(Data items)
_ _ _ _ _
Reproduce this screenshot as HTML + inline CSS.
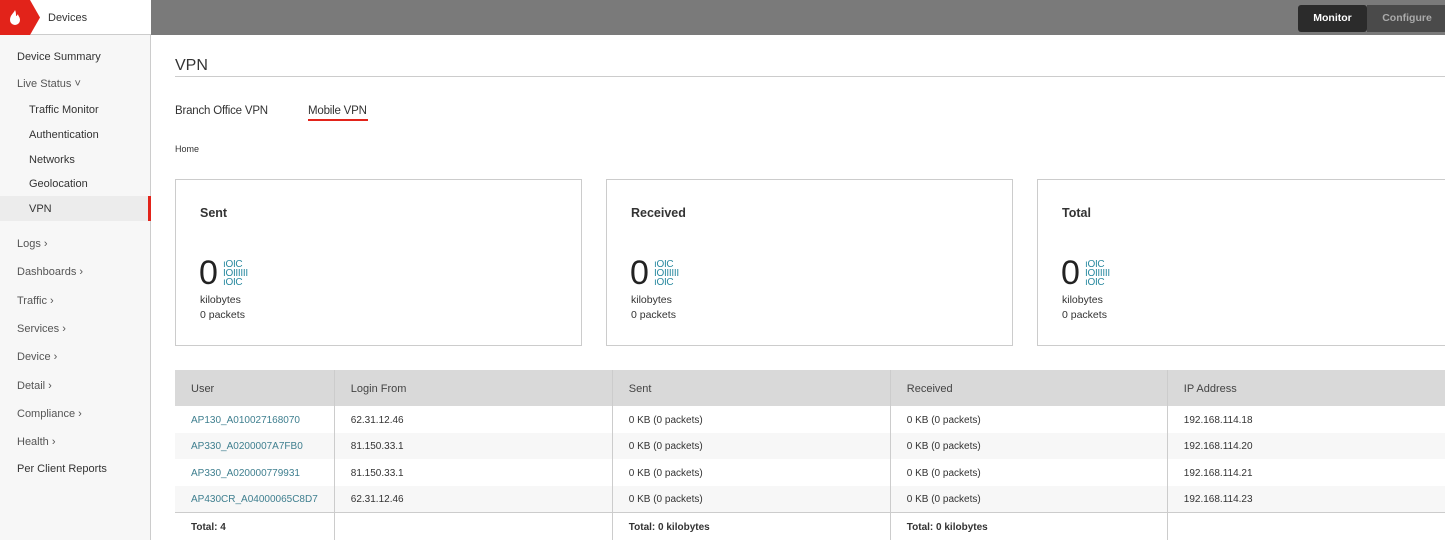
<!DOCTYPE html>
<html><head><style>
*{box-sizing:border-box;margin:0;padding:0}
body{width:1445px;height:540px;overflow:hidden;font-family:"Liberation Sans",sans-serif;font-size:11px;color:#333;background:#fff;position:relative}
.side{position:absolute;left:0;top:0;width:151px;height:540px;background:#f7f7f7;border-right:1px solid #ccc}
.hdr{position:absolute;left:0;top:0;width:151px;height:35px;background:#fff;border-bottom:1px solid #ccc}
.logo{position:absolute;left:0;top:0;width:40px;height:35px;background:#e2231a;clip-path:polygon(0 0,30px 0,40px 17.5px,30px 35px,0 35px)}
.top{position:absolute;left:151px;top:0;right:0;height:35px;background:#7a7a7a}
.nav{position:absolute;font-size:11px;color:#333}
.btn{position:absolute;top:5px;height:27px;font-weight:bold;font-size:10.5px;line-height:27px;text-align:center}
.card{position:absolute;top:179px;height:167px;border:1px solid #ccc;background:#fff}
.card h3{position:absolute;left:24px;top:26px;font-size:12.5px;font-weight:bold;color:#333}
.card .big{position:absolute;left:23px;top:74px;font-size:34px;font-weight:300;color:#222}
.card .kb{position:absolute;left:24px;top:113px;font-size:10.5px;line-height:15px}
.card .ic{position:absolute;left:47px;top:80px;color:#2a8aa0;font-size:10px;line-height:9px;font-family:"Liberation Sans",sans-serif;letter-spacing:-0.3px}
table{position:absolute;left:175px;top:370px;width:1275px;border-collapse:collapse;font-size:10px}
td{border-left:1px solid #ccc;padding:2px 16px 0;height:26.5px}
td:first-child{border-left:none}
thead td{background:#d9d9d9;height:36px;font-size:11px;color:#444}
tbody tr:nth-child(even) td{background:#f7f7f7}
tfoot td{border-top:1px solid #ccc;font-weight:bold;height:28px}
a{color:#3f7f8f;text-decoration:none}
</style></head><body>
<div class="side">
<div class="nav" style="left:17px;top:51px">Device Summary</div>
<div class="nav" style="left:17px;top:78px;color:#555">Live Status ˅</div>
<div class="nav" style="left:29px;top:104px">Traffic Monitor</div>
<div class="nav" style="left:29px;top:129px">Authentication</div>
<div class="nav" style="left:29px;top:154px">Networks</div>
<div class="nav" style="left:29px;top:178px">Geolocation</div>
<div style="position:absolute;left:0;top:196px;width:151px;height:25px;background:#ececec;border-right:3px solid #e2231a"></div>
<div class="nav" style="left:29px;top:203px">VPN</div>
<div class="nav" style="left:17px;top:238px;color:#555">Logs ›</div>
<div class="nav" style="left:17px;top:266px;color:#555">Dashboards ›</div>
<div class="nav" style="left:17px;top:295px;color:#555">Traffic ›</div>
<div class="nav" style="left:17px;top:323px;color:#555">Services ›</div>
<div class="nav" style="left:17px;top:351px;color:#555">Device ›</div>
<div class="nav" style="left:17px;top:380px;color:#555">Detail ›</div>
<div class="nav" style="left:17px;top:408px;color:#555">Compliance ›</div>
<div class="nav" style="left:17px;top:436px;color:#555">Health ›</div>
<div class="nav" style="left:17px;top:463px">Per Client Reports</div>
</div>
<div class="hdr"><div class="logo"><svg width="30" height="35" viewBox="0 0 30 35"><path d="M15 10c-1 3-5 5-5 10a5 5 0 0 0 10 0c0-3-2-4-2-6-1 2-2 2-2 2 0-2 0-4-1-6z" fill="#fff"/></svg></div>
<div class="nav" style="left:48px;top:12px">Devices</div></div>
<div class="top">
<div class="btn" style="left:1147px;width:69px;background:#2b2b2b;color:#fff;border-radius:3px">Monitor</div>
<div class="btn" style="left:1216px;width:80px;background:#4a4a4a;color:#aaa">Configure</div>
</div>
<div style="position:absolute;left:175px;top:57px;font-size:16px;color:#333">VPN</div>
<div style="position:absolute;left:175px;top:76px;width:1270px;border-top:1px solid #ccc"></div>
<div style="position:absolute;left:175px;top:105px;font-size:11.5px;letter-spacing:-0.2px">Branch Office VPN</div>
<div style="position:absolute;left:308px;top:105px;font-size:11.5px;letter-spacing:-0.2px">Mobile VPN</div>
<div style="position:absolute;left:308px;top:119px;width:60px;height:2px;background:#e2231a"></div>
<div style="position:absolute;left:175px;top:144px;font-size:9px">Home</div>
<div class="card" style="left:175px;width:407px"><h3>Sent</h3><div class="big">0</div><div class="ic">ıOIC<br>IOIIIIII<br>ıOIC</div><div class="kb">kilobytes<br>0 packets</div></div>
<div class="card" style="left:606px;width:407px"><h3>Received</h3><div class="big">0</div><div class="ic">ıOIC<br>IOIIIIII<br>ıOIC</div><div class="kb">kilobytes<br>0 packets</div></div>
<div class="card" style="left:1037px;width:420px"><h3>Total</h3><div class="big">0</div><div class="ic">ıOIC<br>IOIIIIII<br>ıOIC</div><div class="kb">kilobytes<br>0 packets</div></div>
<table>
<colgroup><col style="width:157px"><col style="width:278px"><col style="width:278px"><col style="width:277px"><col></colgroup>
<thead><tr><td>User</td><td>Login From</td><td>Sent</td><td>Received</td><td>IP Address</td></tr></thead>
<tbody>
<tr><td><a>AP130_A010027168070</a></td><td>62.31.12.46</td><td>0 KB (0 packets)</td><td>0 KB (0 packets)</td><td>192.168.114.18</td></tr>
<tr><td><a>AP330_A0200007A7FB0</a></td><td>81.150.33.1</td><td>0 KB (0 packets)</td><td>0 KB (0 packets)</td><td>192.168.114.20</td></tr>
<tr><td><a>AP330_A020000779931</a></td><td>81.150.33.1</td><td>0 KB (0 packets)</td><td>0 KB (0 packets)</td><td>192.168.114.21</td></tr>
<tr><td><a>AP430CR_A04000065C8D7</a></td><td>62.31.12.46</td><td>0 KB (0 packets)</td><td>0 KB (0 packets)</td><td>192.168.114.23</td></tr>
</tbody>
<tfoot><tr><td>Total: 4</td><td></td><td>Total: 0 kilobytes</td><td>Total: 0 kilobytes</td><td></td></tr></tfoot>
</table>
</body></html>
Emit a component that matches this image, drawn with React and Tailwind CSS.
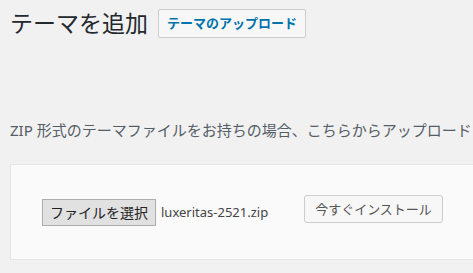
_ _ _ _ _
> [TASK STATEMENT]: Transcribe all of the material exactly, leaving out whatever pictures it contains.

> [ANSWER TO THIS PROBLEM]:
Reproduce this screenshot as HTML + inline CSS.
<!DOCTYPE html>
<html><head><style>
*{box-sizing:border-box;margin:0;padding:0}
body{width:1445px;height:540px;overflow:hidden;font-family:"Liberation Sans",sans-serif;font-size:11px;color:#333;background:#fff;position:relative}
.side{position:absolute;left:0;top:0;width:151px;height:540px;background:#f7f7f7;border-right:1px solid #ccc}
.hdr{position:absolute;left:0;top:0;width:151px;height:35px;background:#fff;border-bottom:1px solid #ccc}
.logo{position:absolute;left:0;top:0;width:40px;height:35px;background:#e2231a;clip-path:polygon(0 0,30px 0,40px 17.5px,30px 35px,0 35px)}
.top{position:absolute;left:151px;top:0;right:0;height:35px;background:#7a7a7a}
.nav{position:absolute;font-size:11px;color:#333}
.btn{position:absolute;top:5px;height:27px;font-weight:bold;font-size:10.5px;line-height:27px;text-align:center}
.card{position:absolute;top:179px;height:167px;border:1px solid #ccc;background:#fff}
.card h3{position:absolute;left:24px;top:26px;font-size:12.5px;font-weight:bold;color:#333}
.card .big{position:absolute;left:23px;top:74px;font-size:34px;font-weight:300;color:#222}
.card .kb{position:absolute;left:24px;top:113px;font-size:10.5px;line-height:15px}
.card .ic{position:absolute;left:47px;top:80px;color:#2a8aa0;font-size:10px;line-height:9px;font-family:"Liberation Sans",sans-serif;letter-spacing:-0.3px}
table{position:absolute;left:175px;top:370px;width:1275px;border-collapse:collapse;font-size:10px}
td{border-left:1px solid #ccc;padding:2px 16px 0;height:26.5px}
td:first-child{border-left:none}
thead td{background:#d9d9d9;height:36px;font-size:11px;color:#444}
tbody tr:nth-child(even) td{background:#f7f7f7}
tfoot td{border-top:1px solid #ccc;font-weight:bold;height:28px}
a{color:#3f7f8f;text-decoration:none}
</style></head><body>
<div class="side">
<div class="nav" style="left:17px;top:51px">Device Summary</div>
<div class="nav" style="left:17px;top:78px;color:#555">Live Status ˅</div>
<div class="nav" style="left:29px;top:104px">Traffic Monitor</div>
<div class="nav" style="left:29px;top:129px">Authentication</div>
<div class="nav" style="left:29px;top:154px">Networks</div>
<div class="nav" style="left:29px;top:178px">Geolocation</div>
<div style="position:absolute;left:0;top:196px;width:151px;height:25px;background:#ececec;border-right:3px solid #e2231a"></div>
<div class="nav" style="left:29px;top:203px">VPN</div>
<div class="nav" style="left:17px;top:238px;color:#555">Logs ›</div>
<div class="nav" style="left:17px;top:266px;color:#555">Dashboards ›</div>
<div class="nav" style="left:17px;top:295px;color:#555">Traffic ›</div>
<div class="nav" style="left:17px;top:323px;color:#555">Services ›</div>
<div class="nav" style="left:17px;top:351px;color:#555">Device ›</div>
<div class="nav" style="left:17px;top:380px;color:#555">Detail ›</div>
<div class="nav" style="left:17px;top:408px;color:#555">Compliance ›</div>
<div class="nav" style="left:17px;top:436px;color:#555">Health ›</div>
<div class="nav" style="left:17px;top:463px">Per Client Reports</div>
</div>
<div class="hdr"><div class="logo"><svg width="30" height="35" viewBox="0 0 30 35"><path d="M15 10c-1 3-5 5-5 10a5 5 0 0 0 10 0c0-3-2-4-2-6-1 2-2 2-2 2 0-2 0-4-1-6z" fill="#fff"/></svg></div>
<div class="nav" style="left:48px;top:12px">Devices</div></div>
<div class="top">
<div class="btn" style="left:1147px;width:69px;background:#2b2b2b;color:#fff;border-radius:3px">Monitor</div>
<div class="btn" style="left:1216px;width:80px;background:#4a4a4a;color:#aaa">Configure</div>
</div>
<div style="position:absolute;left:175px;top:57px;font-size:16px;color:#333">VPN</div>
<div style="position:absolute;left:175px;top:76px;width:1270px;border-top:1px solid #ccc"></div>
<div style="position:absolute;left:175px;top:105px;font-size:11.5px;letter-spacing:-0.2px">Branch Office VPN</div>
<div style="position:absolute;left:308px;top:105px;font-size:11.5px;letter-spacing:-0.2px">Mobile VPN</div>
<div style="position:absolute;left:308px;top:119px;width:60px;height:2px;background:#e2231a"></div>
<div style="position:absolute;left:175px;top:144px;font-size:9px">Home</div>
<div class="card" style="left:175px;width:407px"><h3>Sent</h3><div class="big">0</div><div class="ic">ıOIC<br>IOIIIIII<br>ıOIC</div><div class="kb">kilobytes<br>0 packets</div></div>
<div class="card" style="left:606px;width:407px"><h3>Received</h3><div class="big">0</div><div class="ic">ıOIC<br>IOIIIIII<br>ıOIC</div><div class="kb">kilobytes<br>0 packets</div></div>
<div class="card" style="left:1037px;width:420px"><h3>Total</h3><div class="big">0</div><div class="ic">ıOIC<br>IOIIIIII<br>ıOIC</div><div class="kb">kilobytes<br>0 packets</div></div>
<table>
<colgroup><col style="width:157px"><col style="width:278px"><col style="width:278px"><col style="width:277px"><col></colgroup>
<thead><tr><td>User</td><td>Login From</td><td>Sent</td><td>Received</td><td>IP Address</td></tr></thead>
<tbody>
<tr><td><a>AP130_A010027168070</a></td><td>62.31.12.46</td><td>0 KB (0 packets)</td><td>0 KB (0 packets)</td><td>192.168.114.18</td></tr>
<tr><td><a>AP330_A0200007A7FB0</a></td><td>81.150.33.1</td><td>0 KB (0 packets)</td><td>0 KB (0 packets)</td><td>192.168.114.20</td></tr>
<tr><td><a>AP330_A020000779931</a></td><td>81.150.33.1</td><td>0 KB (0 packets)</td><td>0 KB (0 packets)</td><td>192.168.114.21</td></tr>
<tr><td><a>AP430CR_A04000065C8D7</a></td><td>62.31.12.46</td><td>0 KB (0 packets)</td><td>0 KB (0 packets)</td><td>192.168.114.23</td></tr>
</tbody>
<tfoot><tr><td>Total: 4</td><td></td><td>Total: 0 kilobytes</td><td>Total: 0 kilobytes</td><td></td></tr></tfoot>
</table>
</body></html>
Emit a component that matches this image, drawn with React and Tailwind CSS.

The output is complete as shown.